Des perspectives économiques sombres

Avec une confiance des consommateurs européens au plus bas, une industrie allemande en chute libre et des prix du gaz en forte hausse, les perspectives économiques pour les mois à venir sont remarquablement sombres. Et dans l’arène politique aussi, les choses se compliquent.

Des nouvelles inquiétantes concernant l’économie européenne…

Au deuxième trimestre, l’économie européenne a enregistré une croissance étonnamment forte (+0,7 % par rapport au premier trimestre), principalement grâce aux bonnes performances de l’Espagne, de l’Italie, de la France et de la Suède. Mais ce n’est pas une raison pour être euphorique, les perspectives pour les mois à venir restent sombres.

La confiance des consommateurs européens est tombée en juillet à son plus bas niveau depuis la création de l’indicateur au milieu des années 1980. De nombreux prix des matières premières baissent en réponse à la montée des risques de récession, mais le prix du gaz européen est aujourd’hui plus de deux fois plus élevé que sa moyenne du deuxième trimestre.

Les perspectives de l’économie allemande, de loin la plus importante en Europe, sont particulièrement inquiétantes. En juillet, les attentes des entrepreneurs allemands sont retombées au niveau le plus bas depuis la fin de l’année 2008. Depuis, le prix du gaz a encore augmenté et le faible niveau des eaux du Rhin a posé des problèmes supplémentaires à l’industrie allemande. Une forte baisse de l’activité dans l’industrie allemande semble inévitable dans les mois à venir.

Perspectives sombres pour l’économie allemande : les estimations des entrepreneurs sont au plus bas

… ne sont pas de bon augure pour l’économie belge

Dans ce contexte, les perspectives de l’économie belge ne sont pas non plus très réjouissantes. Les problèmes en Allemagne impliquent aussi des problèmes chez nous. Les indicateurs avancés de l’économie belge indiquent un affaiblissement de l’activité économique. Par exemple, la confiance des entreprises s’érode (et les chiffres allemands suggèrent que d’autres mauvaises nouvelles dans ce domaine sont à venir) et le travail intérimaire est également en baisse.

Les perspectives de la demande dans le secteur de la construction sont déjà retombées à des niveaux de récession. Le premier semestre de l’année a connu le plus grand nombre de faillites depuis 2014. Il s’agit probablement en partie d’un mouvement de rattrapage après la pause des faillites pendant la pandémie, mais le mouvement s’accélère clairement et pourrait facilement se transformer en quelque chose de pire. D’autant plus que les entreprises sont confrontées à des hausses de salaires spectaculaires. Par exemple, selon les dernières estimations, pour les entreprises qui indexent en janvier, la hausse des salaires sera d’au moins 8%. Dans un climat économique dégradé, cela représentera une lourde charge pour de nombreuses entreprises.

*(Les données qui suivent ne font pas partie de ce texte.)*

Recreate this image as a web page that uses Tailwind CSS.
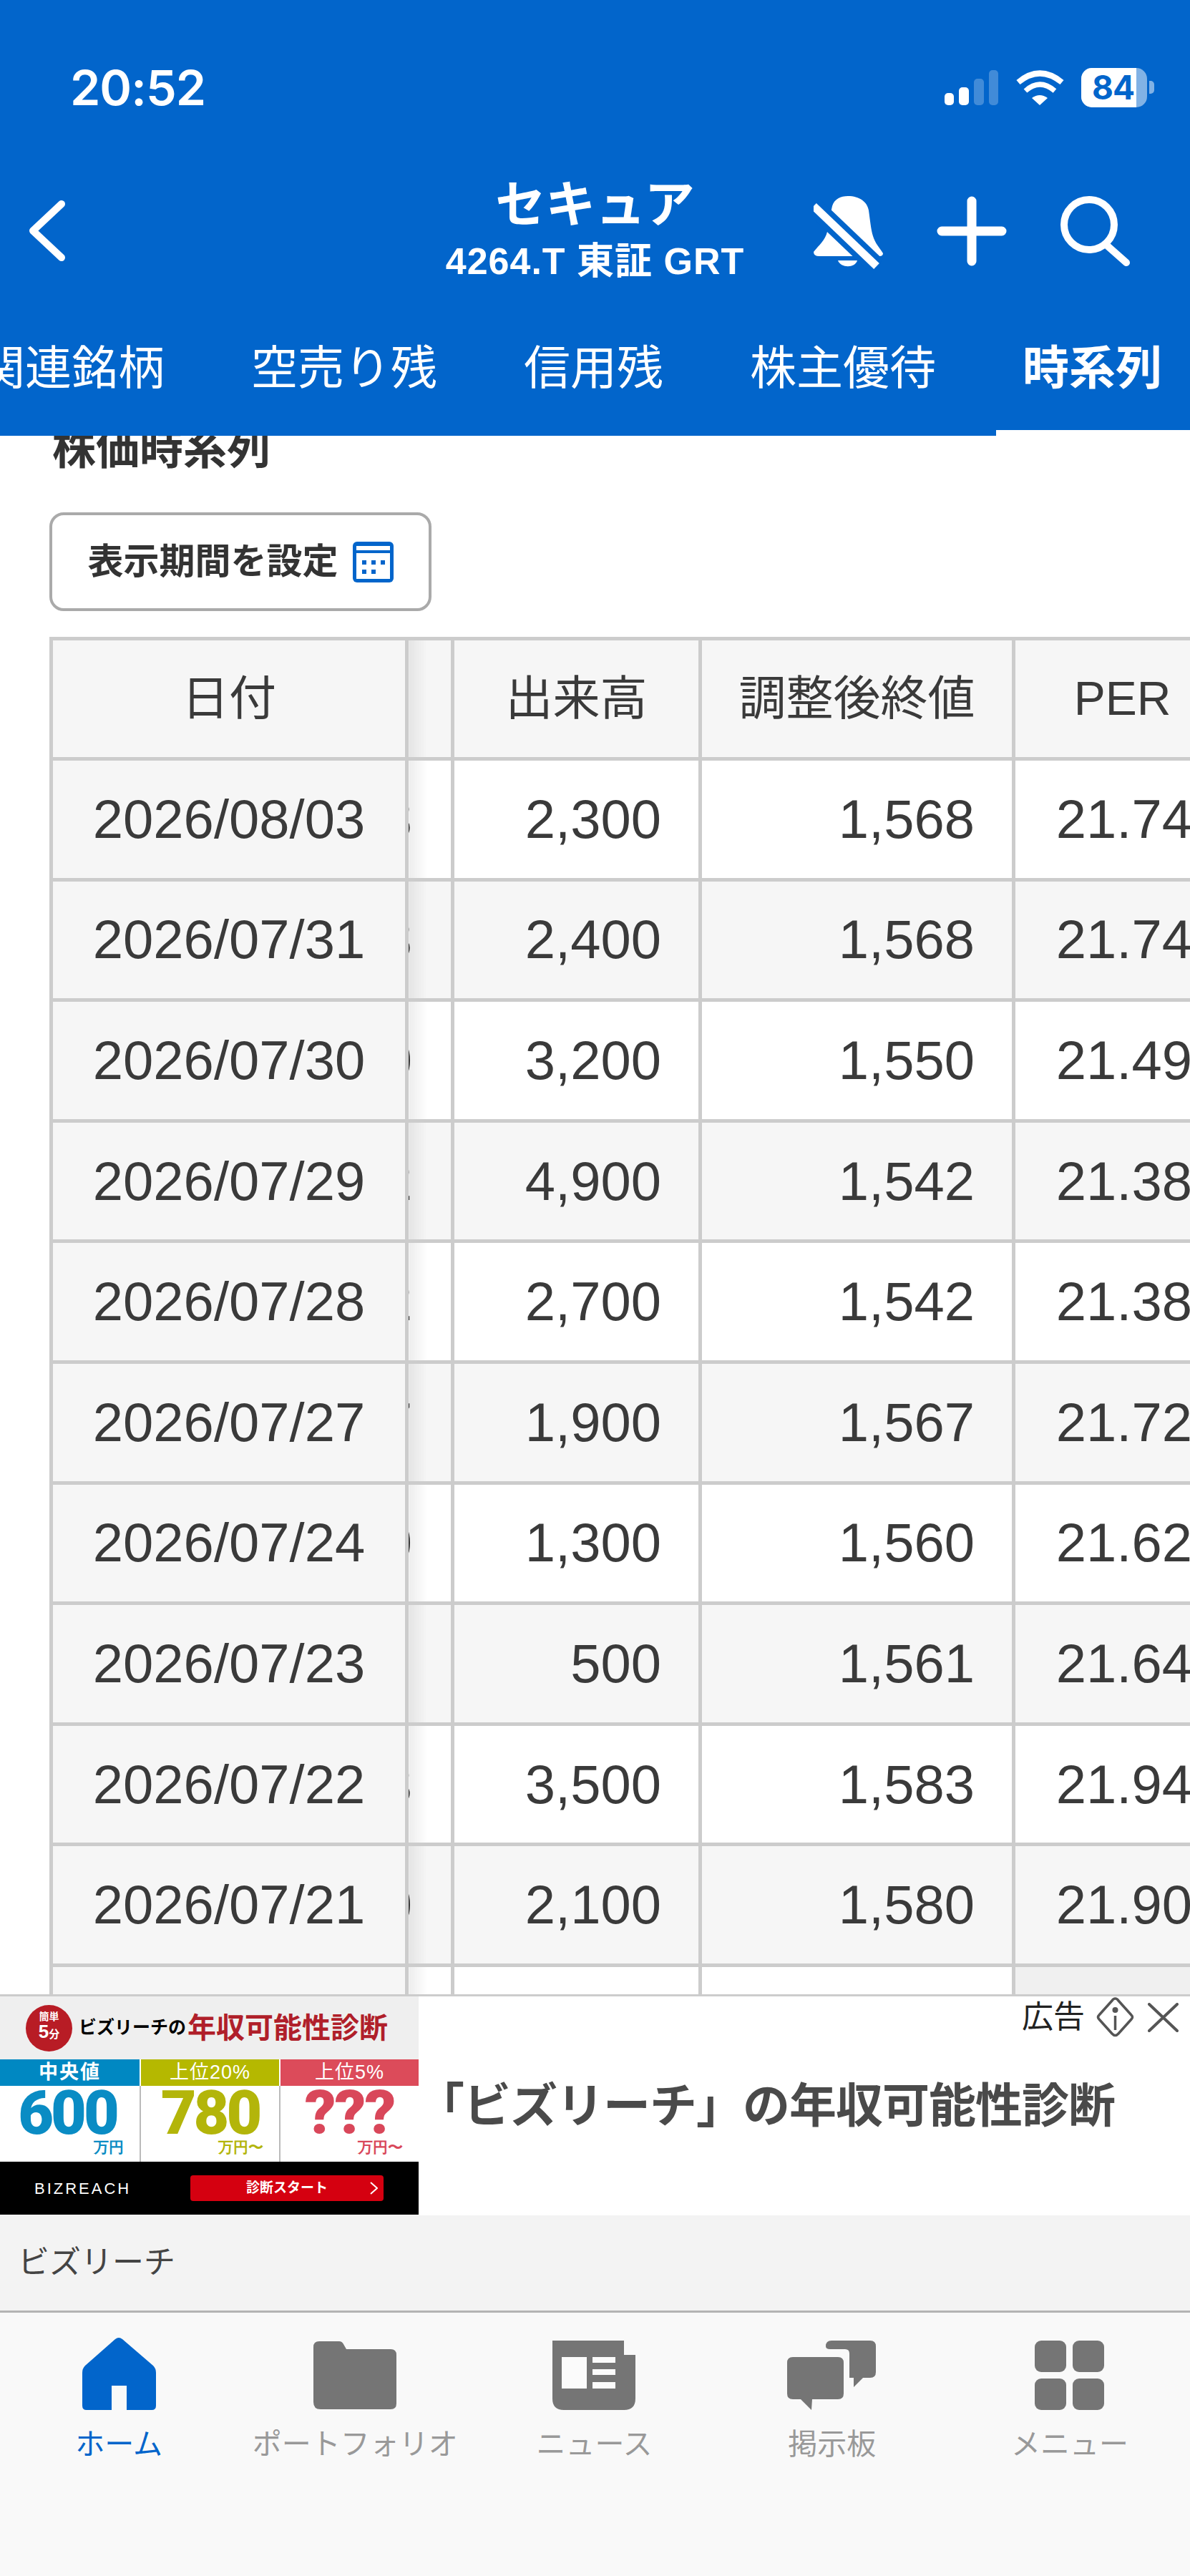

La confiance des entrepreneurs belges comparée aux estimations des entrepreneurs allemands.

Et puis, bien sûr, il y a différents risques qui sont difficiles à évaluer aujourd’hui, mais qui ne seront probablement pas positifs. Y aura-t-il de nouvelles vagues du coronavirus à l’automne, avec de nouvelles perturbations des chaines d’approvisionnement internationales ? L’approvisionnement énergétique de l’Europe sera-t-il maintenu pendant les mois d’hiver, et à quels prix ? Dans quelle direction vont les tensions géopolitiques ? Quelle sera l’ampleur de l’impact du revirement de la politique monétaire ? Les trimestres à venir seront difficiles en termes économiques.

Automne chaud

Alors que l’économie sera soumise à une pression croissante au cours des prochains mois, les syndicats ont fait campagne pour des augmentations salariales encore plus importantes. Des actions ont déjà été annoncées pour l’automne, notamment une grève nationale. Ils vont probablement accentuer encore la pression dans les mois à venir, même si cela risque de mettre de nombreuses entreprises encore plus en difficulté. Finalement, le dossier des salaires finira plus que probablement sur la table du gouvernement fédéral au printemps prochain.

Il y a aussi d’autres dossiers sur la table. La pression va assurément augmenter pour des mesures supplémentaires en matière de pouvoir d’achat. Mais celles-ci devront être conciliées avec l’état dramatique de nos finances publiques. Après les très maigres mesures de l’accord sur le travail et de l’accord sur les pensions, des réformes audacieuses du marché du travail et des pensions sont encore nécessaires, même s’il semble très improbable que des mesures sérieuses soient prises dans ce domaine. Il en va sans doute de même pour la réforme fiscale annoncée. Les mois à venir ne seront donc pas seulement difficiles sur le plan économique, mais aussi sur le plan politique.


L’auteur Bart Van Craeynest est économiste en chef chez Voka et auteur du livre Terug naar de feiten (Le retour aux faits).